International Wine & Spirits Ltd. produces and markets premium wines sold nationally through the Chateau Ste. Michelle, Columbia Crest and Villa Mt. Eden wineries, as well as sparkling wine produced under the Domaine Ste. Michelle label. Other consumer products marketed by UST subsidiaries include Don Tomas, Astral and Helix premium cigars.
The company expects to invest an additional $24 million in efforts to accelerate growth in the smokeless tobacco category in 2004 by increasing investment in product innovation and programs to reach out to new adult consumers, according to a release.

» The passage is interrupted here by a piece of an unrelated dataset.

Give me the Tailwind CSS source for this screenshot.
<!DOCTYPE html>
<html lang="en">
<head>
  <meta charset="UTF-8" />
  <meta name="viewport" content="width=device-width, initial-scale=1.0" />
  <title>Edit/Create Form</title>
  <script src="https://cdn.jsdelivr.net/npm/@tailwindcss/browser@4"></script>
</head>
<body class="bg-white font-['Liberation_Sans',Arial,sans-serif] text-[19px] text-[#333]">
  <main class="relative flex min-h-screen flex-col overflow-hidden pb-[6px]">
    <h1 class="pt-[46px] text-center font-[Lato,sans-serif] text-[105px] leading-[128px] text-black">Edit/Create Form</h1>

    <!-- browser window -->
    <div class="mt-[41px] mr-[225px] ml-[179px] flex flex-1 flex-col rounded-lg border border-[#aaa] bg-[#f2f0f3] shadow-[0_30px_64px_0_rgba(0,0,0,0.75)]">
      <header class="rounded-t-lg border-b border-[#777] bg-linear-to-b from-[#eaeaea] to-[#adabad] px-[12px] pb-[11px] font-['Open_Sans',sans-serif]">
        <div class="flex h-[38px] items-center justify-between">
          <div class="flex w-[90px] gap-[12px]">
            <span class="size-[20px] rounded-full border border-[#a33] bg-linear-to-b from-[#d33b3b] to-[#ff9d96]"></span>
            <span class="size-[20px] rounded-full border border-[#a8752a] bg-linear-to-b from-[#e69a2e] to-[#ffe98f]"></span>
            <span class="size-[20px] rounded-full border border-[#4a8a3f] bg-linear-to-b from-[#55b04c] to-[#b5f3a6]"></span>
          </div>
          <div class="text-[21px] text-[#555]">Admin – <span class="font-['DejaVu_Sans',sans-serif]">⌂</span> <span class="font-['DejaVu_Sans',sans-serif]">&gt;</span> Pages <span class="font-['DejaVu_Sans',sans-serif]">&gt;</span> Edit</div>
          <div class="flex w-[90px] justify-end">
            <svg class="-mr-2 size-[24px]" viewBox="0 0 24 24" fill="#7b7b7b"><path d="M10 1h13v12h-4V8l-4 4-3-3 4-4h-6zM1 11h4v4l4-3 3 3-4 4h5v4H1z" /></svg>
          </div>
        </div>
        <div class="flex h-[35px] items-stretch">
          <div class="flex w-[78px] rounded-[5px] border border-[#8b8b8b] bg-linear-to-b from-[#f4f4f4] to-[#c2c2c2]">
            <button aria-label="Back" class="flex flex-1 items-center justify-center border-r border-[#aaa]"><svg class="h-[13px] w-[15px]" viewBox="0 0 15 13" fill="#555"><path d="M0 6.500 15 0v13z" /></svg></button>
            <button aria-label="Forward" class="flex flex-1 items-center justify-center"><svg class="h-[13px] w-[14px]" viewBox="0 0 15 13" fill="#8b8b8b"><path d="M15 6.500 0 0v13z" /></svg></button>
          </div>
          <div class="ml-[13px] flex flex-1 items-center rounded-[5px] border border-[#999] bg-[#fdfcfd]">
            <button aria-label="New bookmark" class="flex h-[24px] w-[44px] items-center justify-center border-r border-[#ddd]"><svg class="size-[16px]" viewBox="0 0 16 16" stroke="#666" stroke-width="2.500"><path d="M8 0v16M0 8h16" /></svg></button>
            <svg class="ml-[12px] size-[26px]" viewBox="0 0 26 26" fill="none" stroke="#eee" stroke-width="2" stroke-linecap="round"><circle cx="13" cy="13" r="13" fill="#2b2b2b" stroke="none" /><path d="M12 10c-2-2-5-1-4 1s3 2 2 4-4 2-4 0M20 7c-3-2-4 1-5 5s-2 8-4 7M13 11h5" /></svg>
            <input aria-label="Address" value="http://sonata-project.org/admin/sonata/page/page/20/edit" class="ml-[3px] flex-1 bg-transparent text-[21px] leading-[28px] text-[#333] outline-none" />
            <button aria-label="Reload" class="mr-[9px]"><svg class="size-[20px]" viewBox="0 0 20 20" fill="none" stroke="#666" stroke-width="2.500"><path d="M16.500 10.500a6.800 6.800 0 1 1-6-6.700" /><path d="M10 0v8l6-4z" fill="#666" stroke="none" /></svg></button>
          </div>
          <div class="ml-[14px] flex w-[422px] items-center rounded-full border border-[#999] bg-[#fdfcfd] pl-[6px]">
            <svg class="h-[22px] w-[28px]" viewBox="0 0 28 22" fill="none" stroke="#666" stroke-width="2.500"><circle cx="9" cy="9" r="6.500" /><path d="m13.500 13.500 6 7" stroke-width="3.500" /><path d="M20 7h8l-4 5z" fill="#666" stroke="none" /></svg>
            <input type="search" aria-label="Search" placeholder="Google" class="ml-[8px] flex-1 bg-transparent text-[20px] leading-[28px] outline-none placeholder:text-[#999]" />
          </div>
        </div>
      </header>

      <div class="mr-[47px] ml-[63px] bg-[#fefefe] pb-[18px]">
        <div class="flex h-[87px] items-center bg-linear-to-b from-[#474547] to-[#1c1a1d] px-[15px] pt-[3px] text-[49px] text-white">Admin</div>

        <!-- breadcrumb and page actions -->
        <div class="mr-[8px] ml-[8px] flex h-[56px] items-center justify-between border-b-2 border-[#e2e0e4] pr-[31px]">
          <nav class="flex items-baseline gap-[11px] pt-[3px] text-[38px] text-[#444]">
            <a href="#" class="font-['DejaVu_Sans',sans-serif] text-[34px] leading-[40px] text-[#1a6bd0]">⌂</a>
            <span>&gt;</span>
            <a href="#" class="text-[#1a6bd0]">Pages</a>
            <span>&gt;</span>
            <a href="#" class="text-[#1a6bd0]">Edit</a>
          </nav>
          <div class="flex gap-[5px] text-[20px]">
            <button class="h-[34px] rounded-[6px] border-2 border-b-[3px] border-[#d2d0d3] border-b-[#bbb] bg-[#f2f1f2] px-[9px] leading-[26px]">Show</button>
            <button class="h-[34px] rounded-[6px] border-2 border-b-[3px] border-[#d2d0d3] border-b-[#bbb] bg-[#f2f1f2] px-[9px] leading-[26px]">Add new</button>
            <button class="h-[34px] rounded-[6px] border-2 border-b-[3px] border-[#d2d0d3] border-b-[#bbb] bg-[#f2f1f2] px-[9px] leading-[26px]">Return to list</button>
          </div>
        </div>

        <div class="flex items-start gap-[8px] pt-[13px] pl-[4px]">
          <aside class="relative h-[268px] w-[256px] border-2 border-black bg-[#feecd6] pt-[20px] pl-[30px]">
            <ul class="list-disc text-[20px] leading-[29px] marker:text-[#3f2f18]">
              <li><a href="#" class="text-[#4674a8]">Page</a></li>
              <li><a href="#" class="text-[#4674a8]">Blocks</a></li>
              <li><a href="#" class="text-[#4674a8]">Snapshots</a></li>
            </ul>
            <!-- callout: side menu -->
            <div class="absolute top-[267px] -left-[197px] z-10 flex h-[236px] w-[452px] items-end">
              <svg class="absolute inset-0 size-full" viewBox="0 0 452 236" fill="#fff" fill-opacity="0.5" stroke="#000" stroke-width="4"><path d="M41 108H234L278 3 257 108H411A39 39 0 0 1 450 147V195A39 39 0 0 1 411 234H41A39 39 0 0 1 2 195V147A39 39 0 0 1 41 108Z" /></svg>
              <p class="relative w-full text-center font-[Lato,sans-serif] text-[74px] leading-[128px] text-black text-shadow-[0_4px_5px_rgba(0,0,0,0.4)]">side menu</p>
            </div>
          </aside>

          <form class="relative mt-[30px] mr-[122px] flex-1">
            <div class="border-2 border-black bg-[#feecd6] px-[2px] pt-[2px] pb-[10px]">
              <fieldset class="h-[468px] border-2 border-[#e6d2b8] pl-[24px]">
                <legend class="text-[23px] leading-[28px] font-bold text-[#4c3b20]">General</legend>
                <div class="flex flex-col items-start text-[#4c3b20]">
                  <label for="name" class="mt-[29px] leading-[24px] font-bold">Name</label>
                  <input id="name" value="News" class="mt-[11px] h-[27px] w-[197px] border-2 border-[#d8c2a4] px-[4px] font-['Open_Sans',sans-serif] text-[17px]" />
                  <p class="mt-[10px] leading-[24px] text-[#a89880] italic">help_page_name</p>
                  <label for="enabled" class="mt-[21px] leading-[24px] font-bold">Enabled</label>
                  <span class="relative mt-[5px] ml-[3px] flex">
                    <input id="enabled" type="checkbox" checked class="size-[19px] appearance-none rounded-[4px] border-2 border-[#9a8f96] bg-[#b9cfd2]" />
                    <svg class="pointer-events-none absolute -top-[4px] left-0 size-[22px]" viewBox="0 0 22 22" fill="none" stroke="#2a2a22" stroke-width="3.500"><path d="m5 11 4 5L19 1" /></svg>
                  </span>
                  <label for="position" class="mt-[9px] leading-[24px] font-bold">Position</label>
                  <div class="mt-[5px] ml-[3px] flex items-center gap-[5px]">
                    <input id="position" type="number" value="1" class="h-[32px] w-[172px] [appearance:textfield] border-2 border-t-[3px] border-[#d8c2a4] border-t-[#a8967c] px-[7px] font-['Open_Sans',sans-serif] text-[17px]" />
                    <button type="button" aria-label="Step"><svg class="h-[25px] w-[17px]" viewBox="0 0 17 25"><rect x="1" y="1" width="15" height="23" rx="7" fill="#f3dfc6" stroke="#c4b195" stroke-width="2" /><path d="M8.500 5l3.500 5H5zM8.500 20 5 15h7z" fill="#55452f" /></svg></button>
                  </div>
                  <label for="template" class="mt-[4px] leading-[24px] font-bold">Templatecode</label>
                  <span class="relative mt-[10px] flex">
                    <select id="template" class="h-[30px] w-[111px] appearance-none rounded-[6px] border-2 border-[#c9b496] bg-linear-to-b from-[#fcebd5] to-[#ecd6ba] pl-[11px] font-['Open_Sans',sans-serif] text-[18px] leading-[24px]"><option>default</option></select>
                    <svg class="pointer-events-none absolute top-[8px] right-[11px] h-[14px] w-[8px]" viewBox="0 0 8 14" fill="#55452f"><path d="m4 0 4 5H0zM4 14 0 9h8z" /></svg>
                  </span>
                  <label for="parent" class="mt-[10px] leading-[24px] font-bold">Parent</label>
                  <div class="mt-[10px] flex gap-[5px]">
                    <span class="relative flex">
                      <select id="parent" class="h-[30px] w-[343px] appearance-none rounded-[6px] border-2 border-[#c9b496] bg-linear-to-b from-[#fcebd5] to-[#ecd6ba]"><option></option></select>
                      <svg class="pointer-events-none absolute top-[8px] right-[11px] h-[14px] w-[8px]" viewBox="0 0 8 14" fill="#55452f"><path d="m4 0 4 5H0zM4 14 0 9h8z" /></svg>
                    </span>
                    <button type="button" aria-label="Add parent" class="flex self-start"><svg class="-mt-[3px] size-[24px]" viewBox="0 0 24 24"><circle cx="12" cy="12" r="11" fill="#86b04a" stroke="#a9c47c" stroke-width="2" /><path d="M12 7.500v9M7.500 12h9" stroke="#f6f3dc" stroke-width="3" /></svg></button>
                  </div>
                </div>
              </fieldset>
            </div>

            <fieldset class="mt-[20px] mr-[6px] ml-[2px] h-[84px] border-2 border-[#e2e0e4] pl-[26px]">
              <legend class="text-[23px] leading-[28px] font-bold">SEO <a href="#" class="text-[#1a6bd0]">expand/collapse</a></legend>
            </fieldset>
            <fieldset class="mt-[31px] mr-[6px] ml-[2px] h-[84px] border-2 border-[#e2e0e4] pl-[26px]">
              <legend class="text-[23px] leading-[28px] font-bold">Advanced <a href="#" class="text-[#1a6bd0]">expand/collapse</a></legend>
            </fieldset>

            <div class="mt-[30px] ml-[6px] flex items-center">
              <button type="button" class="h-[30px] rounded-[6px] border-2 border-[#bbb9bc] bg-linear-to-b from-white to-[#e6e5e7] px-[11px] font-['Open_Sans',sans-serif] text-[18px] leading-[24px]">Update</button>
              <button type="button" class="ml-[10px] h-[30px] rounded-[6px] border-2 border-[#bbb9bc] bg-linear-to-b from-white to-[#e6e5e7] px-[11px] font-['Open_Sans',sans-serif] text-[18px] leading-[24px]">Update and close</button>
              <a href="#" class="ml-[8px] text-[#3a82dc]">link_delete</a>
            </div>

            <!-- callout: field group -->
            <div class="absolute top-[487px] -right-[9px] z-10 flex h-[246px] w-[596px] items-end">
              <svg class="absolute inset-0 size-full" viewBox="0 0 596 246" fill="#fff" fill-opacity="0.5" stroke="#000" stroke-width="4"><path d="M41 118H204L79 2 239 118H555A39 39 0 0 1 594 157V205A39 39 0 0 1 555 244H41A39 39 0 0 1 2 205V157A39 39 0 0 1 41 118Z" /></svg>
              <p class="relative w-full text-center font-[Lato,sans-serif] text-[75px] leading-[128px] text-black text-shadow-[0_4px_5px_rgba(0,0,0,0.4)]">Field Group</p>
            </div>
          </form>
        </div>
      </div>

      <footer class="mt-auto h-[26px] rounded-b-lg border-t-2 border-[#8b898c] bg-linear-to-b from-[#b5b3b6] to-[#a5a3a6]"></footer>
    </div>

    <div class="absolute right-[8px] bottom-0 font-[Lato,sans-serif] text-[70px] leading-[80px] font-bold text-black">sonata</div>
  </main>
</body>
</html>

"While our short-term earnings growth rate will be negatively impacted by approximately 3 percent due to the increased brand-building investment, it is still expected to result in record sales and earnings in 2004, and accelerated growth in 2005 and beyond," Gierer noted.
In 2004, the company anticipates increasing diluted earnings per share in the range of 2 percent to 5 percent above 2003. In 2005, the growth rate is expected to accelerate to 7 percent to 10 percent due to increased operating profit and lower interest expense as a result of debt repayment.
For 2003, the company is projected to generate an operating profit of approximately $900 million on revenues of $1.7 billion. The company remains on track to deliver diluted earnings per share of $2.93 to $2.95.
"We remain focused on increasing shareholder value over the long-term," Gierer said. "And I believe our plans for 2004 and beyond do just that."